What does the following sentence mean?

Finally, don't use mixed case identifiers. Do everything lowercase, so you don't have to quote them.

Does it mean that I should change the commands such as CREATE TABLE, USER_ID and NOT NULL to lowercase? - It cannot because it would be against common naming conventions.

+2  A: 

No, I think the gentleman referred to using all lowercase identifiers, e.g. table, column etc. names. This should have no impact on the commands like CREATE TABLE etc. that you use.

Marc

marc_s
+1  A: 

I have no idea why he said that. In SQL Server, at least, the case of an identifier doesn't matter. Maybe it does in other DBMS systems?

John Saunders
Some RDBMS **are** case-sensitive. MySQL MyISAM table names are case-sensitive if the underlying filesystem of the OS on which the server is running is case-sensitive. This is because there is a one-to-one mapping between the table name and the file that stores its contents on disk. This can lead to the weird situation where MySQL table names are case-sensitive on Unix systems but not on Windows systems!
Ken Keenan
@Ken: Thank you for your comment!
Masi
Thanks, Ken, that clarifies it.
John Saunders
Case sensitivity in MS SQL Server depends on collation. I have never worked with a database that had a case sensitive collation, but according to the documentation, the identifiers would be case sensitive if the collation for the database is case sensitive. Another example, in Oracle unquoted identifiers are forced to upper case, quoted identifiers are matched as is, and are case sensitive.
Shannon Severance
Can you post where it says that in the documentation?
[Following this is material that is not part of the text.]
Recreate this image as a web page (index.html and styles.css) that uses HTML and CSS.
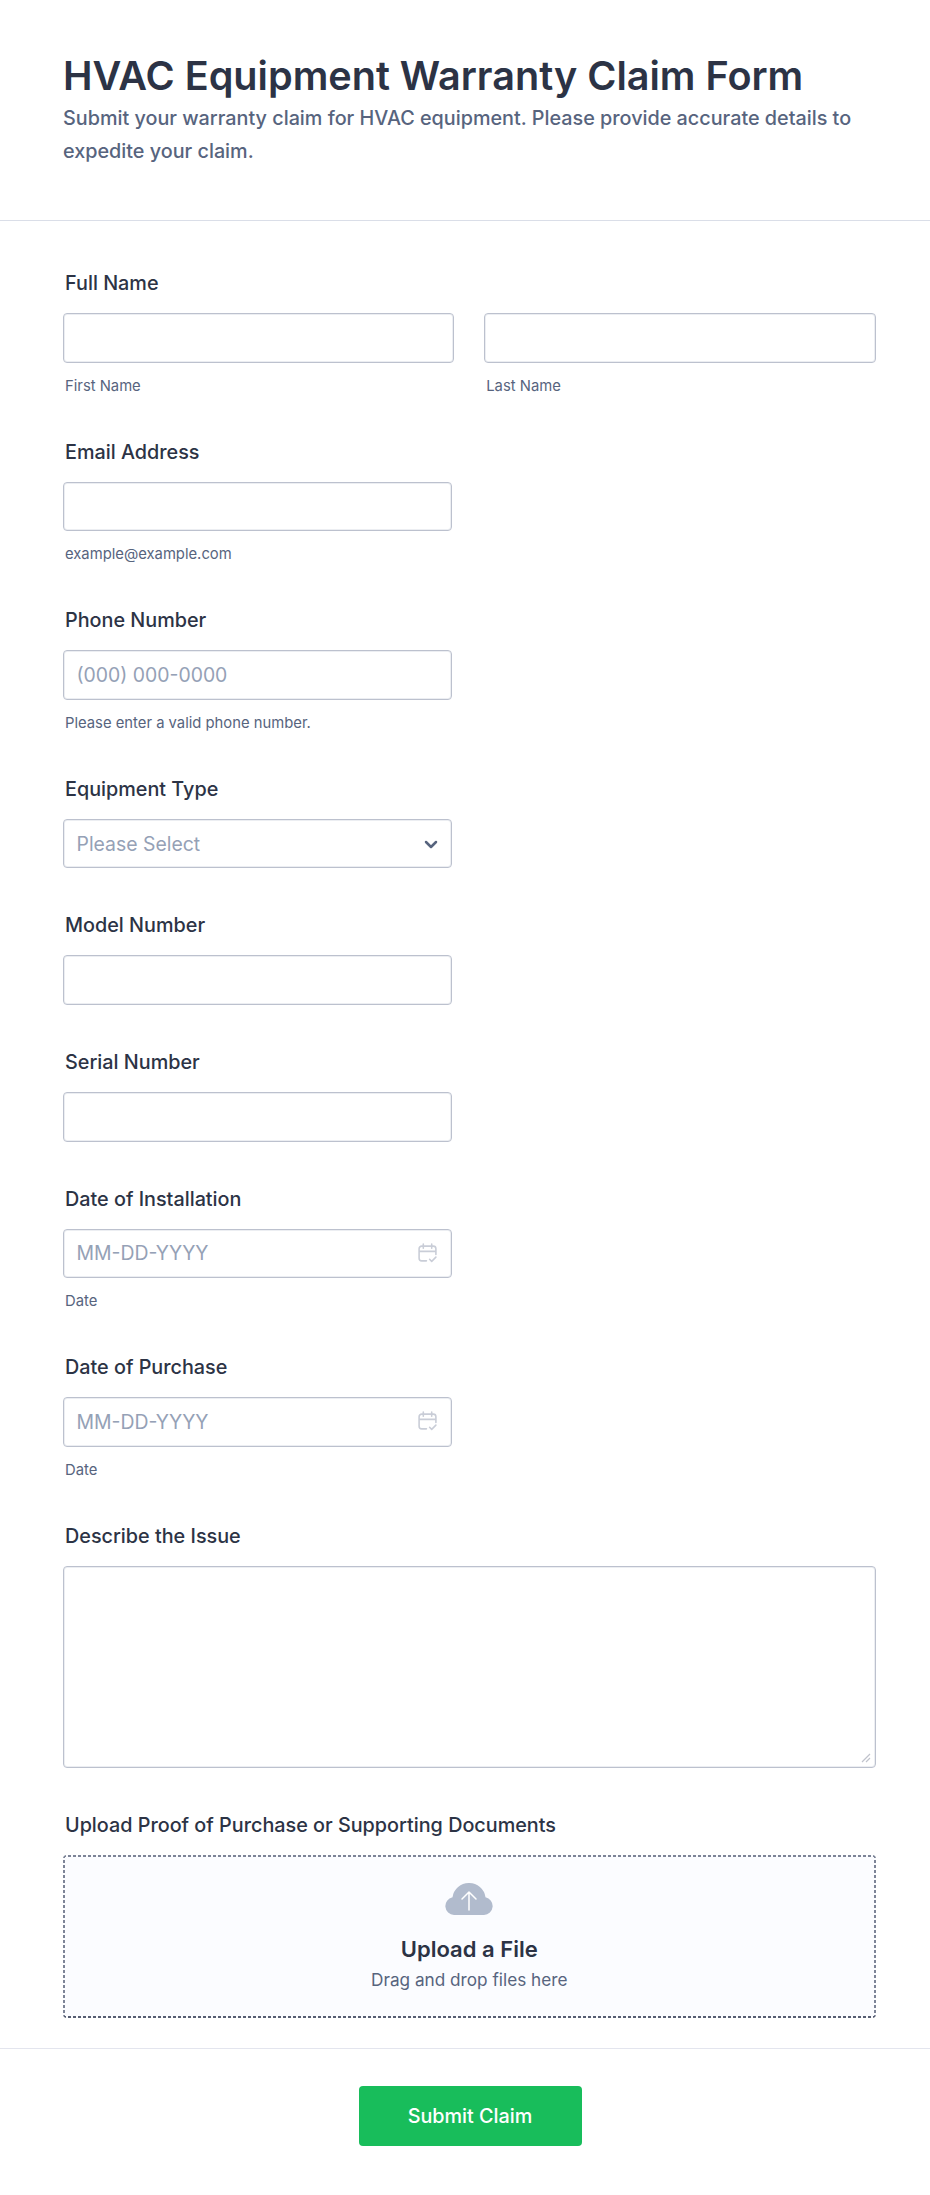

I find it hard to believe identifiers case sensitivity changes based on collation.
John Saunders
+3  A: 

In PostgreSQL, an unquoted identifier is converted into lowercase:

CREATE TABLE "MYTABLE" (id INT NOT NULL);

CREATE TABLE "mytable" (id INT NOT NULL);

INSERT
INTO    "MYTABLE"
VALUES  (1);

INSERT
INTO    "mytable"
VALUES  (2);

SELECT  *
FROM    mytable;

---
  2

SELECT  *
FROM    MYTABLE;

---
  2

Both queries will return 2, since they are issued against "mytable", not "MYTABLE".

To return 1 (i. e. issue a query against "MYTABLE", not "mytable"), you need to quote it:

SELECT  *
FROM    "MYTABLE";

---
  1

CREATE TABLE etc. are not identifiers, they are reserved words.

You can use them in any case you like.